Copy every line of the following data that includes the string "with".

[START OF EXCERPTED DATA]

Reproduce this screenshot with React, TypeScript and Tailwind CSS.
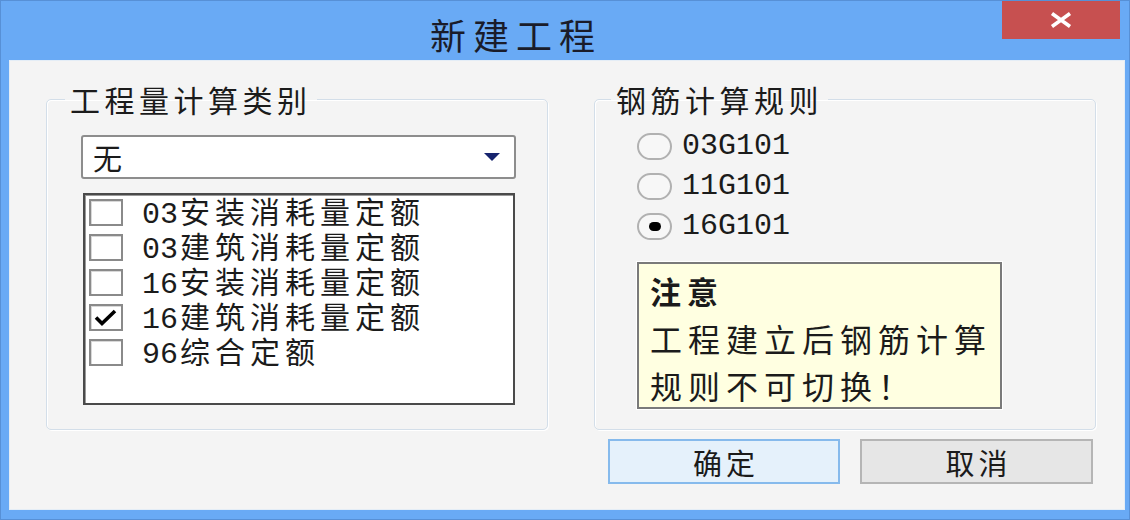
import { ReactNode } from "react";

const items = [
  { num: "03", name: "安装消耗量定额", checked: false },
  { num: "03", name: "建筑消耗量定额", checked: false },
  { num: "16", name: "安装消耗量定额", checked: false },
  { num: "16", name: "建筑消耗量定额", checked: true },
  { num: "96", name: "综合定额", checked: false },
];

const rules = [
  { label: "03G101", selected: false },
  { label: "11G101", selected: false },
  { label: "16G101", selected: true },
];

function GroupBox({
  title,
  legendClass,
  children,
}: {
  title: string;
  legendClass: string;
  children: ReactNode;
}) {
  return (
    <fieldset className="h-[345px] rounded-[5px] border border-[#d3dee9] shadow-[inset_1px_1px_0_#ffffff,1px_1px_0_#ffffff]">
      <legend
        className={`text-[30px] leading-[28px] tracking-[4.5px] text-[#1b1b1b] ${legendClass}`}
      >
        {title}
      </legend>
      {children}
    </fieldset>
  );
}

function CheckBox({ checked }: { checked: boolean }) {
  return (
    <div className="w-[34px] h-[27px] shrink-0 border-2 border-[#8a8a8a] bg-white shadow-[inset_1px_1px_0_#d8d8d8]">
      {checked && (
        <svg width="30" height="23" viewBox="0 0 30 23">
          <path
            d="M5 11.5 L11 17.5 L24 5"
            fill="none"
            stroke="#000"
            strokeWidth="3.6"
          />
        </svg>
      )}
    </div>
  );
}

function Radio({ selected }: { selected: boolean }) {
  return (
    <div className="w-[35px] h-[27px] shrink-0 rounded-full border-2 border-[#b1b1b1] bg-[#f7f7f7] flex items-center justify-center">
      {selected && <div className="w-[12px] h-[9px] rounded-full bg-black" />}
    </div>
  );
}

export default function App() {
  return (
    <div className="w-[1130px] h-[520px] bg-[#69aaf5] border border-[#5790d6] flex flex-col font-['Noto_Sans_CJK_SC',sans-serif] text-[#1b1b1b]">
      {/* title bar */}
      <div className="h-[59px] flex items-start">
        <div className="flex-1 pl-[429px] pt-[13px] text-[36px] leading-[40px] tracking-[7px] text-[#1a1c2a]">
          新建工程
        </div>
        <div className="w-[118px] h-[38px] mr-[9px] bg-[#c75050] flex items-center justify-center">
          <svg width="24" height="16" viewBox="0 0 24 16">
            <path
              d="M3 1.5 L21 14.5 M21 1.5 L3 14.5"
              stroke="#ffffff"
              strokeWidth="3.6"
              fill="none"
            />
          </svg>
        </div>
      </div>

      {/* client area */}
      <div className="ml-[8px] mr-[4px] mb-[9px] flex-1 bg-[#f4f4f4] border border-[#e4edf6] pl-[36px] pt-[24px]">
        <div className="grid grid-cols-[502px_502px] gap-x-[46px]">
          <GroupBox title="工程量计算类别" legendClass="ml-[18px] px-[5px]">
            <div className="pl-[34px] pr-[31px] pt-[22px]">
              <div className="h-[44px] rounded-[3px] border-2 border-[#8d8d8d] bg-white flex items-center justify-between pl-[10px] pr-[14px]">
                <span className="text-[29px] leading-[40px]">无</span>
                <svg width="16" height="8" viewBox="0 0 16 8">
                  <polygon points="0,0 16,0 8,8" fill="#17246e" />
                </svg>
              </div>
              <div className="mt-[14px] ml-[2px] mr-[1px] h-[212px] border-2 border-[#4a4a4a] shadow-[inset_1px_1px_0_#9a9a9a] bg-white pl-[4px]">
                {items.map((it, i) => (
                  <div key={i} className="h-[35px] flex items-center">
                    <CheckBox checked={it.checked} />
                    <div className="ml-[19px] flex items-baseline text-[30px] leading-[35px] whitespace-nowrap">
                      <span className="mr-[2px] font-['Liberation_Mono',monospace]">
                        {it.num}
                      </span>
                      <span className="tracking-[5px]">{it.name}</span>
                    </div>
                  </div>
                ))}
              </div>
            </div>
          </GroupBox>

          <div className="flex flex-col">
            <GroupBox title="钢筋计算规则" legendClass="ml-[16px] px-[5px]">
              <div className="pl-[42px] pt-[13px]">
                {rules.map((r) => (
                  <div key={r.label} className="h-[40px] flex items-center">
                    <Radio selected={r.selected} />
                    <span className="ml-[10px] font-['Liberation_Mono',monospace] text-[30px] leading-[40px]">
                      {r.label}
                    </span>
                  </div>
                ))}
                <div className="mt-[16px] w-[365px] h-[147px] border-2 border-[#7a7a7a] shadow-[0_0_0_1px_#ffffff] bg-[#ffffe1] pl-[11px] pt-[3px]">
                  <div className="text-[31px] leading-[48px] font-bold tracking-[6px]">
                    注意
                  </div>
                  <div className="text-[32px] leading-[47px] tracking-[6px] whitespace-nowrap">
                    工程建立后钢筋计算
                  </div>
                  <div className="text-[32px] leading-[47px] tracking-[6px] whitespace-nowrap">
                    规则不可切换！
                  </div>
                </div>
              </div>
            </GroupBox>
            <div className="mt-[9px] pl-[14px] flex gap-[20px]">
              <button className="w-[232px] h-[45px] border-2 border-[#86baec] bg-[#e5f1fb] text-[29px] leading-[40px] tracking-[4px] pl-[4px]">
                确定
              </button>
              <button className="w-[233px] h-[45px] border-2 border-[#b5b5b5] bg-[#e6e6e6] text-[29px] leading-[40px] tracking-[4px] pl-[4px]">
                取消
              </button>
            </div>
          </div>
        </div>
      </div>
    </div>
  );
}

[END OF EXCERPTED DATA]
[START OF EXCERPTED DATA]

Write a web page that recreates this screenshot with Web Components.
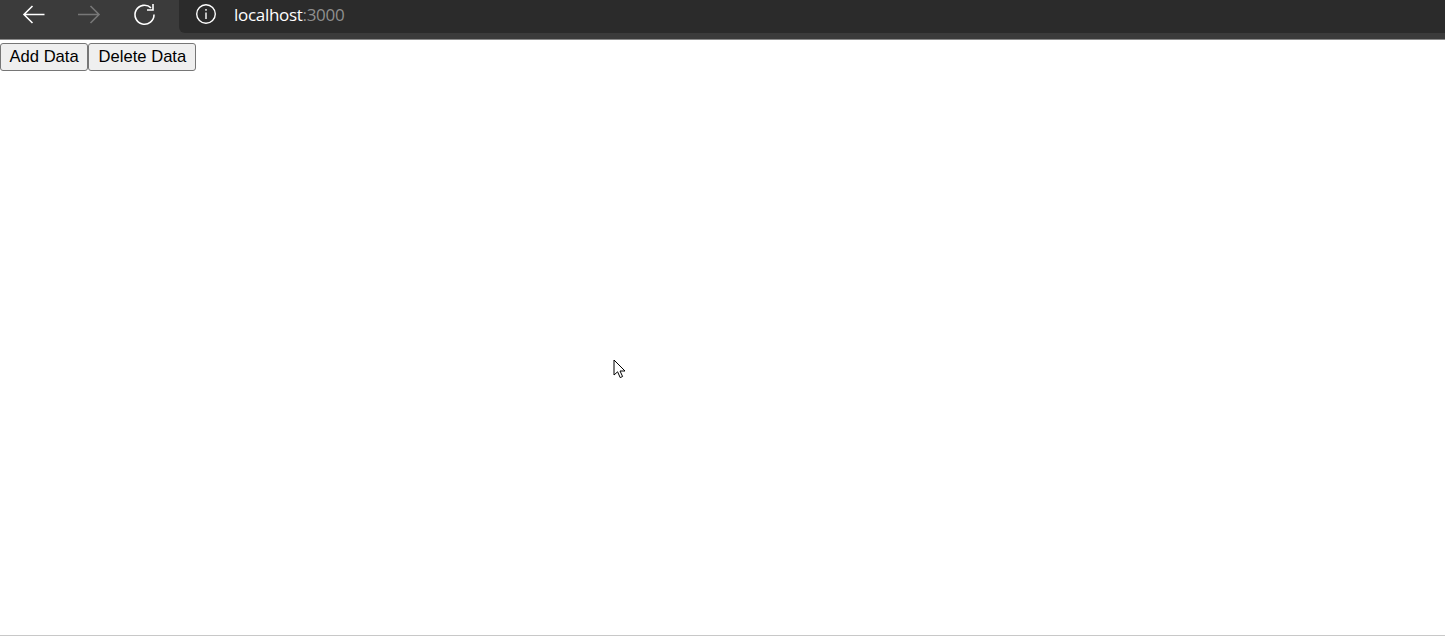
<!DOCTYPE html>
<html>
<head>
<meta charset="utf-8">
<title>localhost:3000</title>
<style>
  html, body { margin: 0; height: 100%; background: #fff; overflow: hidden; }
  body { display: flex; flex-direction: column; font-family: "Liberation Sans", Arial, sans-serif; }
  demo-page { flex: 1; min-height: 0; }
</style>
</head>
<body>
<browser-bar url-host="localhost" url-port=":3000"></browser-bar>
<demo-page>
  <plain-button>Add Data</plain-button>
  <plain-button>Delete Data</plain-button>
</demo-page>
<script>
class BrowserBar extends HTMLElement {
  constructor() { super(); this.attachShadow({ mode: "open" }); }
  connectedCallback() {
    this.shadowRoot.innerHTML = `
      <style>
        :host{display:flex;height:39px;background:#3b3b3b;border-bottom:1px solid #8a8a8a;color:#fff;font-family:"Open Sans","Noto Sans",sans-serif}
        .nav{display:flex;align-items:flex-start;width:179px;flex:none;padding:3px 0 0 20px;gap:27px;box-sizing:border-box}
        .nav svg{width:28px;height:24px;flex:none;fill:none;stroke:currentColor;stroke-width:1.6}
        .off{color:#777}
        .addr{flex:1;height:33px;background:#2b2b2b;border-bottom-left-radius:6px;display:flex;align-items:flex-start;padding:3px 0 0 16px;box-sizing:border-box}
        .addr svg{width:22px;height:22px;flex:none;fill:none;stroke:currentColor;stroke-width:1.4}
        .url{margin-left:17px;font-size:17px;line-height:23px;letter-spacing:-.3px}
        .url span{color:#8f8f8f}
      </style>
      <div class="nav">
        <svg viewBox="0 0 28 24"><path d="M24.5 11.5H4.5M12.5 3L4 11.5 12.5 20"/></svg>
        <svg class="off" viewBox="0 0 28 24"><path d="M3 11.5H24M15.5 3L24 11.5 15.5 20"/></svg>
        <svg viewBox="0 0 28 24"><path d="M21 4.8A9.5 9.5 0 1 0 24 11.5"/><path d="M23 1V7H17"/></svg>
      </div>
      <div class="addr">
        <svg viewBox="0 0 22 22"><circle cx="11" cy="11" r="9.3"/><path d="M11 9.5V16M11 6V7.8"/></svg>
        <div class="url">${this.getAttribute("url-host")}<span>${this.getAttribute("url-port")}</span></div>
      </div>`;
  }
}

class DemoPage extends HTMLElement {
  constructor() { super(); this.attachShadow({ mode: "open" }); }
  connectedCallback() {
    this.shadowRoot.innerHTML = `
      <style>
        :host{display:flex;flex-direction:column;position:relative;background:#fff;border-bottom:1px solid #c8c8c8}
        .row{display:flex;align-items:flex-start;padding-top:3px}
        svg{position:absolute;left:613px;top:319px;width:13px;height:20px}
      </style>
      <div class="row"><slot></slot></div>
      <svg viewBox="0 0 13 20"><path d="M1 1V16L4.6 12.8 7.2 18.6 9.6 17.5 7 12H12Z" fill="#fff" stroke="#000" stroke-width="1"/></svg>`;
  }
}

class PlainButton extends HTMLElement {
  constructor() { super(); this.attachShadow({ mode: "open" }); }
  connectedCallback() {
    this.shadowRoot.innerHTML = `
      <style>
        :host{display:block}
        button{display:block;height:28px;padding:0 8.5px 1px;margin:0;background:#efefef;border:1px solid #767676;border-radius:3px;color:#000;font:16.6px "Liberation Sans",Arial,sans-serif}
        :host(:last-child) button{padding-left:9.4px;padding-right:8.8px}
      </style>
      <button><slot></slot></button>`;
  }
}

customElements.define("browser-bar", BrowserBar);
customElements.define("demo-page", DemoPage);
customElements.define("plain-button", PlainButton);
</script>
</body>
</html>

[END OF EXCERPTED DATA]
[START OF EXCERPTED DATA]

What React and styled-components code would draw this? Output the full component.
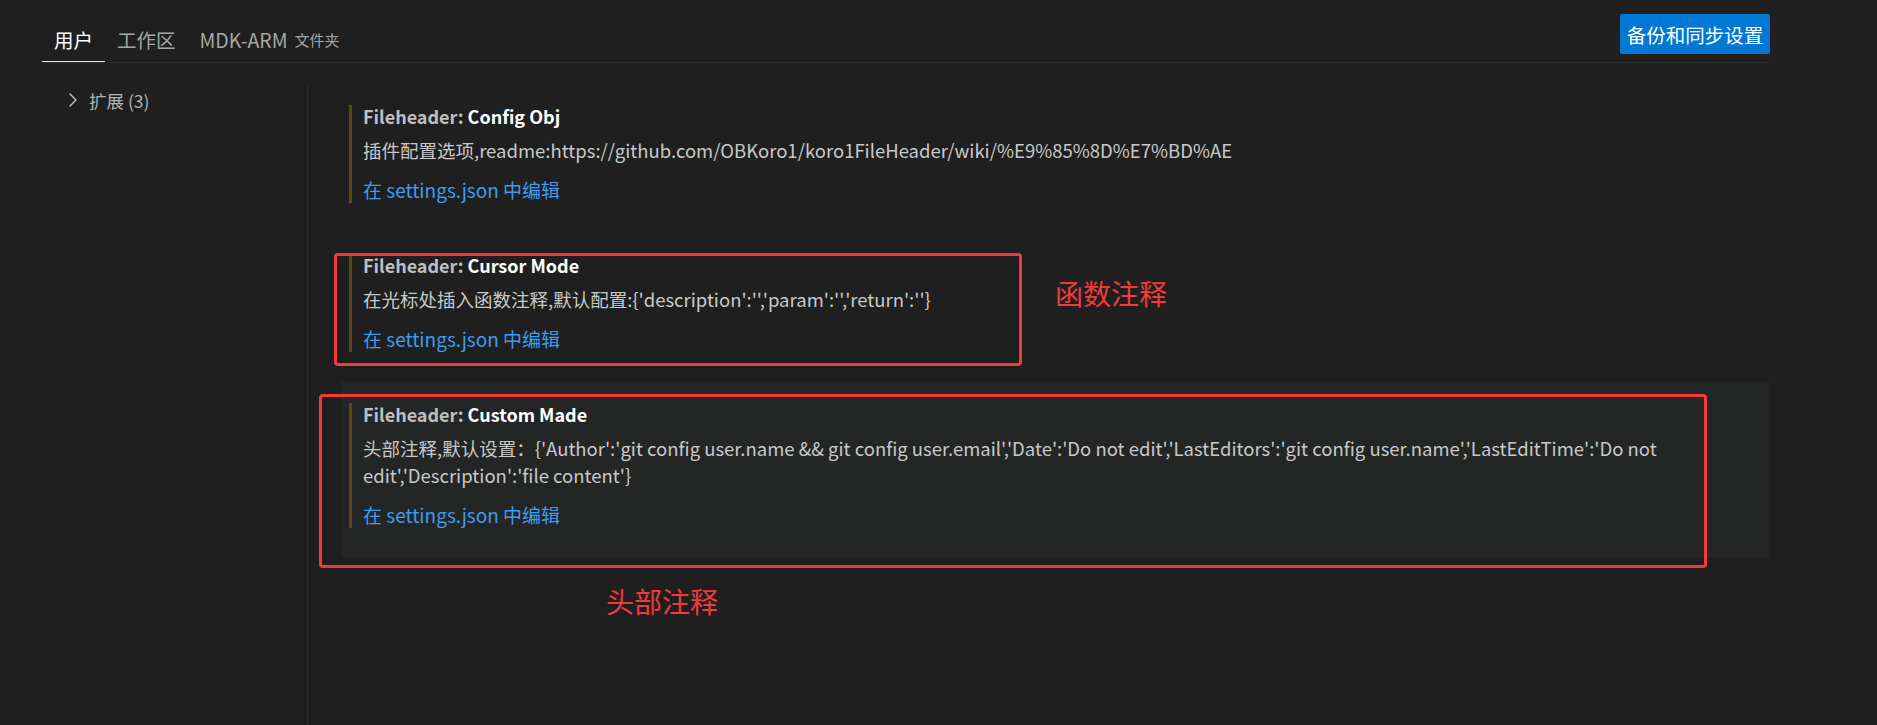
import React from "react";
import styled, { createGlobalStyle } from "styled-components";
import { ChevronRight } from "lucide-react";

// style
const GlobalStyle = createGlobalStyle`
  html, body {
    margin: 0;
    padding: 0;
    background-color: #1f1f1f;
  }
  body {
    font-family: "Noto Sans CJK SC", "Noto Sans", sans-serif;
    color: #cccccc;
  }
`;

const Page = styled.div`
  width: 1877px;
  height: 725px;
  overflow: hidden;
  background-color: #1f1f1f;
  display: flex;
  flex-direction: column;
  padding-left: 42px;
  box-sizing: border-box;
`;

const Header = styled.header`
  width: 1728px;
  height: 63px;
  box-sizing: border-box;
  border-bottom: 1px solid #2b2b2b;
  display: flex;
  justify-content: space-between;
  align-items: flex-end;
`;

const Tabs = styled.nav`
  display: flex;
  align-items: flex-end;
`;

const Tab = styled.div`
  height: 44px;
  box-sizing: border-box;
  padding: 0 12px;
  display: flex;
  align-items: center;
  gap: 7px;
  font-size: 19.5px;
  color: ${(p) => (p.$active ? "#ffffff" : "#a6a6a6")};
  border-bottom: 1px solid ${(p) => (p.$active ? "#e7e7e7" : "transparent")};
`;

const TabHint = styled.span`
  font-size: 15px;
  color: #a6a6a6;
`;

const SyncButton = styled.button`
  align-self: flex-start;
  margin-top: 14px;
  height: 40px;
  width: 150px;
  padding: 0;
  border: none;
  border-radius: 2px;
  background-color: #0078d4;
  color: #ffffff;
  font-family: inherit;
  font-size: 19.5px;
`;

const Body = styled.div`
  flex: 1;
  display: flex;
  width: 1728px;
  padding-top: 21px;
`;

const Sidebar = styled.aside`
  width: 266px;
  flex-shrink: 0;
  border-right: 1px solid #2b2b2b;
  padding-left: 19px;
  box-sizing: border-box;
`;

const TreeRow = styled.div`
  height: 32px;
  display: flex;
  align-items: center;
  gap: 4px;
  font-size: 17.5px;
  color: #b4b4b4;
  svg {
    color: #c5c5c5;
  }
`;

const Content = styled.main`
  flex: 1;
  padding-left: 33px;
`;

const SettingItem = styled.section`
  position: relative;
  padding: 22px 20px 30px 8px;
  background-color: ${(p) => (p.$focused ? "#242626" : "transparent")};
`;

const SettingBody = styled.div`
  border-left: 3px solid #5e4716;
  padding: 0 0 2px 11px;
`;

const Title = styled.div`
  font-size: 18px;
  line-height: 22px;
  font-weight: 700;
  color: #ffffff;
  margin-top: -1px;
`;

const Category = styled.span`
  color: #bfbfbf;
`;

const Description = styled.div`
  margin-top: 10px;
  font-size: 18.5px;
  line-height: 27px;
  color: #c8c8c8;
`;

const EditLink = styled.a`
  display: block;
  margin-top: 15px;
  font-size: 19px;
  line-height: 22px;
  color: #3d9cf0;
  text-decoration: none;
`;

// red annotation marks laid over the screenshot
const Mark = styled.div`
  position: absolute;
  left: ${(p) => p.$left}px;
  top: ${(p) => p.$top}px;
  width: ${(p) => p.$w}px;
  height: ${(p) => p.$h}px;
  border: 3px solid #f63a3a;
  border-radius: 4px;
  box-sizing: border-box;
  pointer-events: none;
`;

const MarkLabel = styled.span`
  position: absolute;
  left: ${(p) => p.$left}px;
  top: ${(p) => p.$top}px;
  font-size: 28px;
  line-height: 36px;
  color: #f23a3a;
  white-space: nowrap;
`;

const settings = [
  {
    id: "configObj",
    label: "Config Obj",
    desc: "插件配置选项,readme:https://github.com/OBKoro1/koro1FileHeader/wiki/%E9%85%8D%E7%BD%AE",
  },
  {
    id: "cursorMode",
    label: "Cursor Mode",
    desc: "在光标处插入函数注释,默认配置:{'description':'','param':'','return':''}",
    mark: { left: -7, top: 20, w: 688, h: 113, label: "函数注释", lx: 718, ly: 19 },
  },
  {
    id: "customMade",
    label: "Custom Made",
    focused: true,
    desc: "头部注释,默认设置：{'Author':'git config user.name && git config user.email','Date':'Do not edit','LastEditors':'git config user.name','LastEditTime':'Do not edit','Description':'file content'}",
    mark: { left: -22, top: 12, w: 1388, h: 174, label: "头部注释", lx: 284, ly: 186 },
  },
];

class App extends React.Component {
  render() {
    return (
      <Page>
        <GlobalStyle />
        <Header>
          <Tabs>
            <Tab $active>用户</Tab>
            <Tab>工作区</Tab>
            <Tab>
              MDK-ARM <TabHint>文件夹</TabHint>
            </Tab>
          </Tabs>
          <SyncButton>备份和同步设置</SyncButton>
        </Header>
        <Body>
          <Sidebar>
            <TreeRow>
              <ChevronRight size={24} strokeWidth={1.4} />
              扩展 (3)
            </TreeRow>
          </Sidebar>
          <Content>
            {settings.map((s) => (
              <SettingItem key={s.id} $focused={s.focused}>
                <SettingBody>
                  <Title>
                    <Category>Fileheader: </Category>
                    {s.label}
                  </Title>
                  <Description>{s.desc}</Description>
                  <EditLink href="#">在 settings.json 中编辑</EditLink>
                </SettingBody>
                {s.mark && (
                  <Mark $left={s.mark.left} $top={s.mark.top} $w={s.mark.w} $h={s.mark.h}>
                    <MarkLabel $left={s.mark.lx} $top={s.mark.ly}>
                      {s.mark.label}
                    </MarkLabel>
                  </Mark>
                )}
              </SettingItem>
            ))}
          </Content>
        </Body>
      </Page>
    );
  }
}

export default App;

[END OF EXCERPTED DATA]

**TASK RESULT**
Reproduce this screenshot with React, TypeScript and Tailwind CSS.
Write a web page that recreates this screenshot with Web Components.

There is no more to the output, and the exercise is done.